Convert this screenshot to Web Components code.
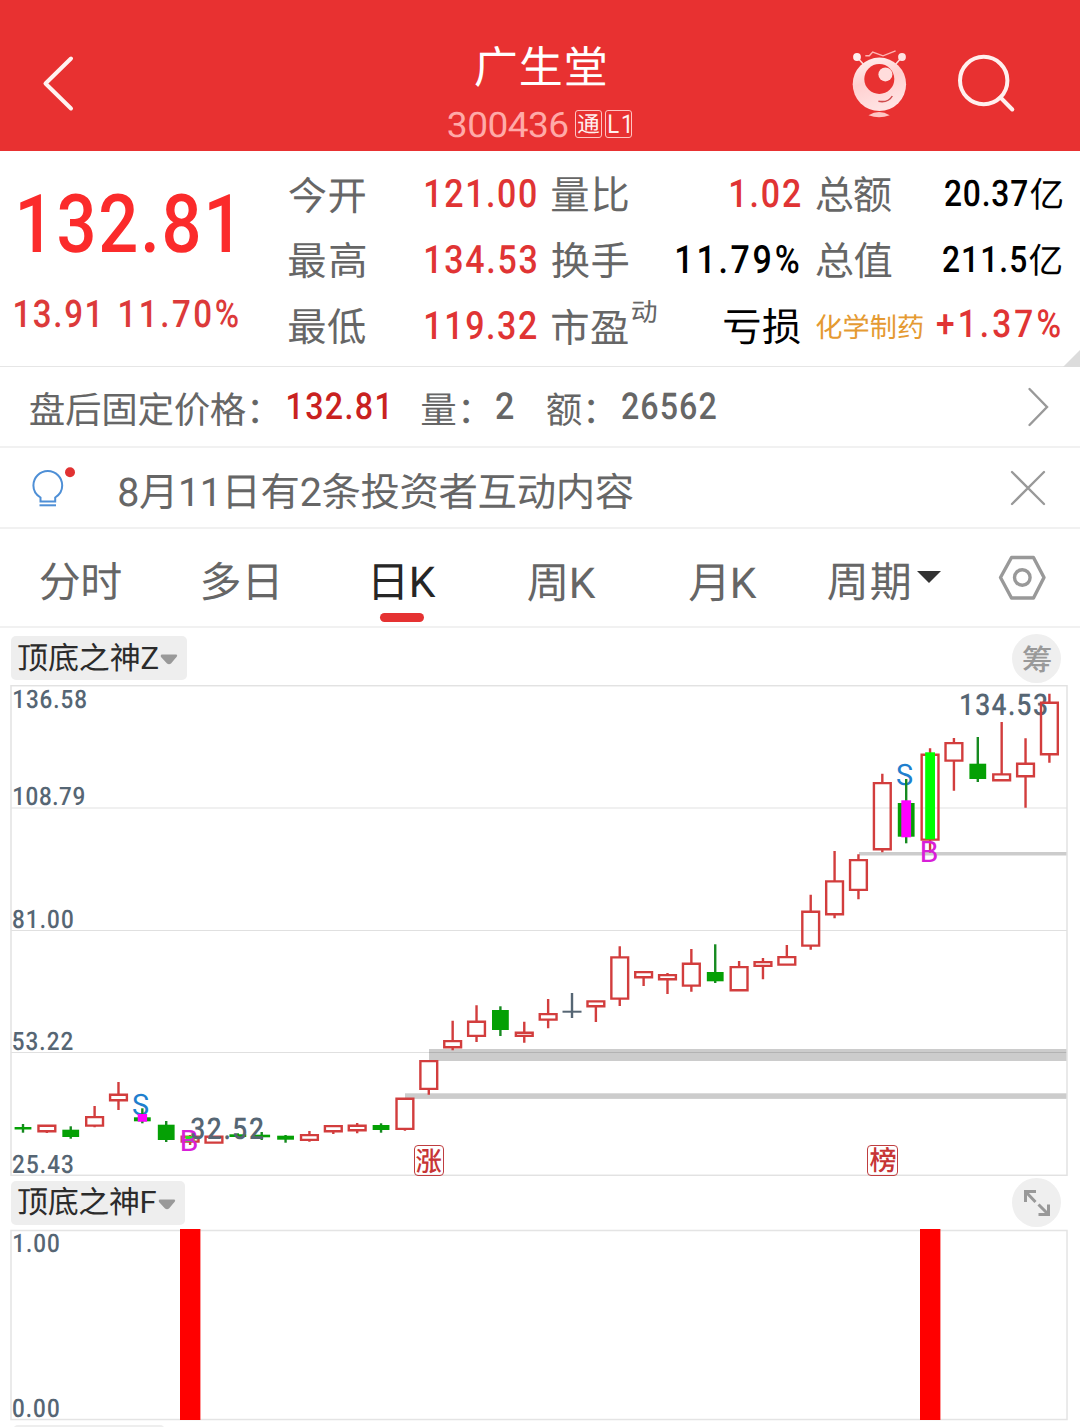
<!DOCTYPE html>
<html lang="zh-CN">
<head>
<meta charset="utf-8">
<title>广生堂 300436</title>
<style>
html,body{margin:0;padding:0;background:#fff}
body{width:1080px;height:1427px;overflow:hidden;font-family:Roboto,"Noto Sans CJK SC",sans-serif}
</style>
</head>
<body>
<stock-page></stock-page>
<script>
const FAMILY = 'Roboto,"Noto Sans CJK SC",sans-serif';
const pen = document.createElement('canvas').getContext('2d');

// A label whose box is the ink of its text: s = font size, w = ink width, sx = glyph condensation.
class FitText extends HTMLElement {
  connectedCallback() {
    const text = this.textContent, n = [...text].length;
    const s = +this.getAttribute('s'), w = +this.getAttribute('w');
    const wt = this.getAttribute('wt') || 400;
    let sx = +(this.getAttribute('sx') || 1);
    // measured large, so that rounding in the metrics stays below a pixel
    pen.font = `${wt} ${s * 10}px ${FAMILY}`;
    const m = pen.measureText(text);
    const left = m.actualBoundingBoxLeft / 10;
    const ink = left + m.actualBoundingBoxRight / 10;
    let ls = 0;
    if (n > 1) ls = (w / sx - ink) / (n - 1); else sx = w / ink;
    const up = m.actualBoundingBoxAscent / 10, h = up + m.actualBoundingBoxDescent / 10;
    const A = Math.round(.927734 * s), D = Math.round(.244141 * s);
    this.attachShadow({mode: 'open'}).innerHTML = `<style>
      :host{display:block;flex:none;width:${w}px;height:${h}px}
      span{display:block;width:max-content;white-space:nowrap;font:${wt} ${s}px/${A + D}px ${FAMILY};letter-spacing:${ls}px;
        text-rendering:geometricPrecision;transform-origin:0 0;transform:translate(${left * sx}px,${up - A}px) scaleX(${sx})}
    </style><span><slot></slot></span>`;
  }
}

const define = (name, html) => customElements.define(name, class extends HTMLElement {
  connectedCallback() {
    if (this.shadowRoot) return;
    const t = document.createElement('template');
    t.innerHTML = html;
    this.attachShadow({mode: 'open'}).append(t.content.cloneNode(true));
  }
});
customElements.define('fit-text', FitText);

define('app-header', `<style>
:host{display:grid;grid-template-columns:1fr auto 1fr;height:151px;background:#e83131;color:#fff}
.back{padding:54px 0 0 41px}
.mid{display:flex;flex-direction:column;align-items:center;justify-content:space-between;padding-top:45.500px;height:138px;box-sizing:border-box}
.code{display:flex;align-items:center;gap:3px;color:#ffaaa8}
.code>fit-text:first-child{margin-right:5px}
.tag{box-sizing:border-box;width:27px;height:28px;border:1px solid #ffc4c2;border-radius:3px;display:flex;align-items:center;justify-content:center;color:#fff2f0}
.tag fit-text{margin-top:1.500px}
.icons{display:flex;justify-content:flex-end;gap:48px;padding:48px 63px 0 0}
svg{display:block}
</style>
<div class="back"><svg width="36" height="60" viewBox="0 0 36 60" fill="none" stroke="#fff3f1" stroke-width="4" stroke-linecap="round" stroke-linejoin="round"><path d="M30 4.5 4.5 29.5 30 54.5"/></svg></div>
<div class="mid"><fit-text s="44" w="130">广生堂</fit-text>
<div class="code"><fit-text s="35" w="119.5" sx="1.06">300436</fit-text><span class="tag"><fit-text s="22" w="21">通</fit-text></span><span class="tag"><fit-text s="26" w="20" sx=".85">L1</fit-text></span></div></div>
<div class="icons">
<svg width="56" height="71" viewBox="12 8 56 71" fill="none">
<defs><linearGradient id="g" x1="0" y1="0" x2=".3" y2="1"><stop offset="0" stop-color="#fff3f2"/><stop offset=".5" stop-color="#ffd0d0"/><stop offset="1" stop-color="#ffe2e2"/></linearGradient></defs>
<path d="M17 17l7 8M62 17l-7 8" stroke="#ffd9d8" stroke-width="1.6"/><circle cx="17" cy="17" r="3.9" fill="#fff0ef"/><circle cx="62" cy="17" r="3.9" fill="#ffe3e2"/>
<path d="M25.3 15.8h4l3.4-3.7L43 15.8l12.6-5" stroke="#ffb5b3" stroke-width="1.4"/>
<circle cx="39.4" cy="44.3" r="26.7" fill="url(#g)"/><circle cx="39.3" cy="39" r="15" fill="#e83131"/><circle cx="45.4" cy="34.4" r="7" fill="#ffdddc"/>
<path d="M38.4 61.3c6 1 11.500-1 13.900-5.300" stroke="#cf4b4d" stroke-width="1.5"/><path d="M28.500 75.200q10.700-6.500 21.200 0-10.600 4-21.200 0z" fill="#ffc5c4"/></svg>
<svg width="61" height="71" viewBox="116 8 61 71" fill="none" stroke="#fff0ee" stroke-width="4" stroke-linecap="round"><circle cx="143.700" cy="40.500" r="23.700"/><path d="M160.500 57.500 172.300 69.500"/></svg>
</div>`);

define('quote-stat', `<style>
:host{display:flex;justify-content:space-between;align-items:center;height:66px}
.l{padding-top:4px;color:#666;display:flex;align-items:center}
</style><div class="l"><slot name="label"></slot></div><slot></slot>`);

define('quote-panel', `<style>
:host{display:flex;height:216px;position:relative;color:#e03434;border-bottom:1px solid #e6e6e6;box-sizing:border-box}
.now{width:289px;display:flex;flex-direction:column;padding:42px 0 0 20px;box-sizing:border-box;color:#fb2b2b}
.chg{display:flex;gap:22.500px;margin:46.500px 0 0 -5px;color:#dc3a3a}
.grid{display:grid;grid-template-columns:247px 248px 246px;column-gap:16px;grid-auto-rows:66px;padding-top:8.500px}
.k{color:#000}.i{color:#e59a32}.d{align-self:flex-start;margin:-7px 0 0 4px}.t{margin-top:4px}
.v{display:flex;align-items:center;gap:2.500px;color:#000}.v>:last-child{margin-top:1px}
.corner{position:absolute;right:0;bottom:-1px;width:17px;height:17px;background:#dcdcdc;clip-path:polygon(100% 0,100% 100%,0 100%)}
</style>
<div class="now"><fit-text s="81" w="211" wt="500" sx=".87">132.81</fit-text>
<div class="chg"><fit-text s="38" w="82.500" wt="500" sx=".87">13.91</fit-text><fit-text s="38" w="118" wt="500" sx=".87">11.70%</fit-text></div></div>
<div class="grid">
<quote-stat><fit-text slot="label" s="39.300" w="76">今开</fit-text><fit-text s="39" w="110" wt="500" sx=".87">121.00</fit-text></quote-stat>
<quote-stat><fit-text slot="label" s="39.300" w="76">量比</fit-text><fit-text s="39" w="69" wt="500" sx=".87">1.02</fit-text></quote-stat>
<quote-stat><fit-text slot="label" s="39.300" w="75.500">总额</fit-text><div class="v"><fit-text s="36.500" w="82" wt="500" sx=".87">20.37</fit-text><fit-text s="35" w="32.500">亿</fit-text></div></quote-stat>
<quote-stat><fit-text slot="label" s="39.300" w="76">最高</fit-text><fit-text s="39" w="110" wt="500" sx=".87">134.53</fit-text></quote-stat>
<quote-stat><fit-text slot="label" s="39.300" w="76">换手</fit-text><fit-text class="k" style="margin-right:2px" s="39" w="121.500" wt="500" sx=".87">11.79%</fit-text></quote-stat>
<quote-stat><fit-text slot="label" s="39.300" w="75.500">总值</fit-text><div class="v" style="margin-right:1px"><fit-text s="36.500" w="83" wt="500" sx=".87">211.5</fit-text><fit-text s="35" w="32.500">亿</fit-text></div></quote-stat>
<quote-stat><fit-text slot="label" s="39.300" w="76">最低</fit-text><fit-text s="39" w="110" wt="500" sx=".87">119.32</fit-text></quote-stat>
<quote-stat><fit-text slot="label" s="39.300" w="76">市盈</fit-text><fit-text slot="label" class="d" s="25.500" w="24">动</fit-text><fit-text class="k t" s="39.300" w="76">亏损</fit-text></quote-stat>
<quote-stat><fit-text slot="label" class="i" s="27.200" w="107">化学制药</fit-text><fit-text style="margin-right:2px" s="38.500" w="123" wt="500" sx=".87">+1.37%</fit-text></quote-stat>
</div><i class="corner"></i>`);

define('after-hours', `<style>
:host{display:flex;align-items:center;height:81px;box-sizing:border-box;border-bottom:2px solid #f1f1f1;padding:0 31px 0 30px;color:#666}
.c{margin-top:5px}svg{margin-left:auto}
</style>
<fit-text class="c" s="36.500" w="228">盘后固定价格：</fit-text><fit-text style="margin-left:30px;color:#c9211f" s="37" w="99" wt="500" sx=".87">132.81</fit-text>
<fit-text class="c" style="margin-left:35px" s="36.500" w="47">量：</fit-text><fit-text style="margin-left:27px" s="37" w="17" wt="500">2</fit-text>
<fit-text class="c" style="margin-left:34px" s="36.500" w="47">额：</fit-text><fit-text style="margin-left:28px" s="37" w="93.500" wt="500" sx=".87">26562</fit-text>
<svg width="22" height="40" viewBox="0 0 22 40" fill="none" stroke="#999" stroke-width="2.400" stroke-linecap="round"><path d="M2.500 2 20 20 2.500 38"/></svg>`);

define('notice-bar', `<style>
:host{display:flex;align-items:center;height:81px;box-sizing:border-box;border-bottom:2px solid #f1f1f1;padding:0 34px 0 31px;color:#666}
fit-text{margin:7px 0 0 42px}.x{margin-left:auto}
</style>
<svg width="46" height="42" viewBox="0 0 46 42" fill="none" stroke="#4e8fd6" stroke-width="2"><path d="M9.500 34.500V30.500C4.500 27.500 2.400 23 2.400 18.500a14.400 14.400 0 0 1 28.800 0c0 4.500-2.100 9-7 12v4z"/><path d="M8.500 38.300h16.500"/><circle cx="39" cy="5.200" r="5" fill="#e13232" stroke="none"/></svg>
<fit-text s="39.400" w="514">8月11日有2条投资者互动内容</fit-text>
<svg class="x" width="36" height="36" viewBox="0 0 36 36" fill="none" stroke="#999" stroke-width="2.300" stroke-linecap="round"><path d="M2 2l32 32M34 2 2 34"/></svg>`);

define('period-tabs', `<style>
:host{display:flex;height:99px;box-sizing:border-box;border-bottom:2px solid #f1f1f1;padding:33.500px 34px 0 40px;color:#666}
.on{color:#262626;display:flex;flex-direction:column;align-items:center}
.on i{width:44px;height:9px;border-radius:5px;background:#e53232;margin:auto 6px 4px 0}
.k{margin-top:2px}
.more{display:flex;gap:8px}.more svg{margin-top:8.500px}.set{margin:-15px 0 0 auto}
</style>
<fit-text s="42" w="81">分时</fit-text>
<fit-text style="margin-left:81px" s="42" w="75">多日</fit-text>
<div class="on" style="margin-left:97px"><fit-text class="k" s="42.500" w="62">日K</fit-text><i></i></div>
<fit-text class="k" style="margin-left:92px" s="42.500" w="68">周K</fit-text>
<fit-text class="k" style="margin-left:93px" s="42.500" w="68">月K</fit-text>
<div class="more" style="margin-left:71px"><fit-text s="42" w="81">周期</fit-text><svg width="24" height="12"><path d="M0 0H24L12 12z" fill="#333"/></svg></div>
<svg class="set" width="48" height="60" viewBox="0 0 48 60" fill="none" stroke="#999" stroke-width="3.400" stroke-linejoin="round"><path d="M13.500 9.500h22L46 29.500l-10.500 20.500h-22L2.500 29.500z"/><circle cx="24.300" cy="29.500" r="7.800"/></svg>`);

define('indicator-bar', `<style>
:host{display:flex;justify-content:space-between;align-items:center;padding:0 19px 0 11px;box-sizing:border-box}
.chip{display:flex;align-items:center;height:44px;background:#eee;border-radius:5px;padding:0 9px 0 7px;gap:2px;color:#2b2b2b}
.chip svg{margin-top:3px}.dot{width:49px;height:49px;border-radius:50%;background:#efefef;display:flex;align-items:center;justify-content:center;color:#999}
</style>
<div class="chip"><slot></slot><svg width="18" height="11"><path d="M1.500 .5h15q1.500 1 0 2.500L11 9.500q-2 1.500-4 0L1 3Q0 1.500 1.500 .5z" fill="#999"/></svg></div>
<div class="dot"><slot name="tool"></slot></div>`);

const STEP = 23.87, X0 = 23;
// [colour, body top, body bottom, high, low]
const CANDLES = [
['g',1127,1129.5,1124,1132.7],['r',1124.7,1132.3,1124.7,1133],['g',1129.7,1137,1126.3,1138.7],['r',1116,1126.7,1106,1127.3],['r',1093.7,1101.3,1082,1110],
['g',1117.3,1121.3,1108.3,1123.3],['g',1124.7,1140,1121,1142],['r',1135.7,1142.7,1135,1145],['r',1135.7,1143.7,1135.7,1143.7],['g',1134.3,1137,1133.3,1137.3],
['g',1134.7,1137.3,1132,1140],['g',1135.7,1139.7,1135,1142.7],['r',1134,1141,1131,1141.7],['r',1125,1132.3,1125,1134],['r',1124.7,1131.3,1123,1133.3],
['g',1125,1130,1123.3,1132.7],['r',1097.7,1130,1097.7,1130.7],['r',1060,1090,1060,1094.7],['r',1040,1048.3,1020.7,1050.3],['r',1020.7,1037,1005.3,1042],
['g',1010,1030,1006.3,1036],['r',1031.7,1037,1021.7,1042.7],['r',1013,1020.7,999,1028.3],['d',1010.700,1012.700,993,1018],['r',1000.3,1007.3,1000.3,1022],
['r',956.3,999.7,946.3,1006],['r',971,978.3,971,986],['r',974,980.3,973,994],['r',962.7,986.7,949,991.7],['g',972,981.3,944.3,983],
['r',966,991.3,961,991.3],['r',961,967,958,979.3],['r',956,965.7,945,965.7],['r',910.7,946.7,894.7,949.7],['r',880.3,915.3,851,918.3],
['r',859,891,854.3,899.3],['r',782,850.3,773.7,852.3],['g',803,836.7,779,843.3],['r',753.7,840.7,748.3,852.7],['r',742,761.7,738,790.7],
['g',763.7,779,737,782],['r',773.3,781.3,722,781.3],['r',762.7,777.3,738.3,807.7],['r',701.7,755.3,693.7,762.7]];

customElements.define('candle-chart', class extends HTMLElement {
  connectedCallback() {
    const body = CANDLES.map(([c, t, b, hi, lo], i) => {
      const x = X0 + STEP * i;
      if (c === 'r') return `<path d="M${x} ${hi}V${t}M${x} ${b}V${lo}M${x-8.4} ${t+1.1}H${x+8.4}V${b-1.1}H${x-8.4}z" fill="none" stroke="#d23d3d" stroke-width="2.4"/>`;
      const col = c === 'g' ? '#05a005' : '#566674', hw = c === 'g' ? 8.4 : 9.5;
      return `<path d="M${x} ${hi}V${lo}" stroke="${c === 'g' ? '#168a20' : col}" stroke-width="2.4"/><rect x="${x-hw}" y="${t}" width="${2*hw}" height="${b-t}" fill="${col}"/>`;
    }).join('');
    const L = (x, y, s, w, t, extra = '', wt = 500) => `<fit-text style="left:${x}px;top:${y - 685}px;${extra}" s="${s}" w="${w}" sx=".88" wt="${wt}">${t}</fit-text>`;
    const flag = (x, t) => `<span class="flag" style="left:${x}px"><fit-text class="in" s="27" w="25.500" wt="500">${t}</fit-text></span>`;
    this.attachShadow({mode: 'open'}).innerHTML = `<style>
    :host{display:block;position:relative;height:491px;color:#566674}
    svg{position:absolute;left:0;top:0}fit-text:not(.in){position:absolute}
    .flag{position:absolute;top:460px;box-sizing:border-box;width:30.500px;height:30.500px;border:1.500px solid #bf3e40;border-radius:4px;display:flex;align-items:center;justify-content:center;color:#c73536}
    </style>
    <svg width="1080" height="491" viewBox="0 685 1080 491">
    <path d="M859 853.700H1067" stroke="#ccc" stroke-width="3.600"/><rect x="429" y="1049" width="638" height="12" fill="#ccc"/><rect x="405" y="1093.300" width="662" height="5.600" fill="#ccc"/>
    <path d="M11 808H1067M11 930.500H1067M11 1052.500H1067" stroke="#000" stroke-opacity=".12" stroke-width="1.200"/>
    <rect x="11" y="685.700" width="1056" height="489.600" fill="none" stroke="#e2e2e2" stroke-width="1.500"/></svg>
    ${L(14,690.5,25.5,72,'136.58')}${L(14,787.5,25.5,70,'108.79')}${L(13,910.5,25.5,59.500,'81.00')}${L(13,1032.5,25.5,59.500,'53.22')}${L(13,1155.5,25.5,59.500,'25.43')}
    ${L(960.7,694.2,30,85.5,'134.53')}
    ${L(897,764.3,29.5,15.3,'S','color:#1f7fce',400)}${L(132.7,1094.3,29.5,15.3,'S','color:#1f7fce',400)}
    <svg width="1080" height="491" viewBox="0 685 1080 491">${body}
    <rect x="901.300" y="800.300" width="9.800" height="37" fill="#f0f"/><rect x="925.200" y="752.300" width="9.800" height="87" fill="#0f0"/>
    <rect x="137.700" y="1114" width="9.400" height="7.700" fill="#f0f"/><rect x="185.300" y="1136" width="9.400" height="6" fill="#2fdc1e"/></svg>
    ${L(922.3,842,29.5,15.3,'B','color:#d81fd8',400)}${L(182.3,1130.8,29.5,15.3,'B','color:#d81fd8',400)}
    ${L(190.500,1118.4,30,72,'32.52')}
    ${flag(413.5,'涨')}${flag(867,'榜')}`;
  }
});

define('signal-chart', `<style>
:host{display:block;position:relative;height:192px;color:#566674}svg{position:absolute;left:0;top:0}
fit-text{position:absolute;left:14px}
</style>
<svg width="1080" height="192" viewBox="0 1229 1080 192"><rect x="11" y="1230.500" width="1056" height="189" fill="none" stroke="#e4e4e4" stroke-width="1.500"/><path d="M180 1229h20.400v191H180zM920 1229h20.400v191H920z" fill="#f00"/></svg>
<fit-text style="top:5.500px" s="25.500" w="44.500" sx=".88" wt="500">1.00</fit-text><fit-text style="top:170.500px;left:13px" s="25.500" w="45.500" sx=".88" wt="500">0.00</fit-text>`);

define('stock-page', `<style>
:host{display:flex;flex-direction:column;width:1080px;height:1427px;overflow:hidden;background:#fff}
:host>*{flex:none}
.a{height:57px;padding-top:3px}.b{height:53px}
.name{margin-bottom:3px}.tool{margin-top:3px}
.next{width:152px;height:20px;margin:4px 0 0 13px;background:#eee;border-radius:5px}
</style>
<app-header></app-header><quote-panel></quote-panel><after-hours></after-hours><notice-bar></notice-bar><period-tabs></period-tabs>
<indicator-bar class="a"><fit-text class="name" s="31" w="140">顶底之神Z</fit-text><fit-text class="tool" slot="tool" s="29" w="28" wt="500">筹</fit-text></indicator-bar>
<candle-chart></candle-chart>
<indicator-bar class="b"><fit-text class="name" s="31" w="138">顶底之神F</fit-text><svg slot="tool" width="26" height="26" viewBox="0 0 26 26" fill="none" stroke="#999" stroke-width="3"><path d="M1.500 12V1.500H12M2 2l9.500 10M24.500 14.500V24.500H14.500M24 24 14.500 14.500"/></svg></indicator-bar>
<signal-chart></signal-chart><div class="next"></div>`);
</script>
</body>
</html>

+ + + + + + +

__Problem statement__:
Repeat only what lies between the start of the data and the end of the line containing "const pen = document.createElement('canvas').getContext('2d');", exactly, with pictures left out.

__Worked solution__:
Convert this screenshot to Web Components code.
<!DOCTYPE html>
<html lang="zh-CN">
<head>
<meta charset="utf-8">
<title>广生堂 300436</title>
<style>
html,body{margin:0;padding:0;background:#fff}
body{width:1080px;height:1427px;overflow:hidden;font-family:Roboto,"Noto Sans CJK SC",sans-serif}
</style>
</head>
<body>
<stock-page></stock-page>
<script>
const FAMILY = 'Roboto,"Noto Sans CJK SC",sans-serif';
const pen = document.createElement('canvas').getContext('2d');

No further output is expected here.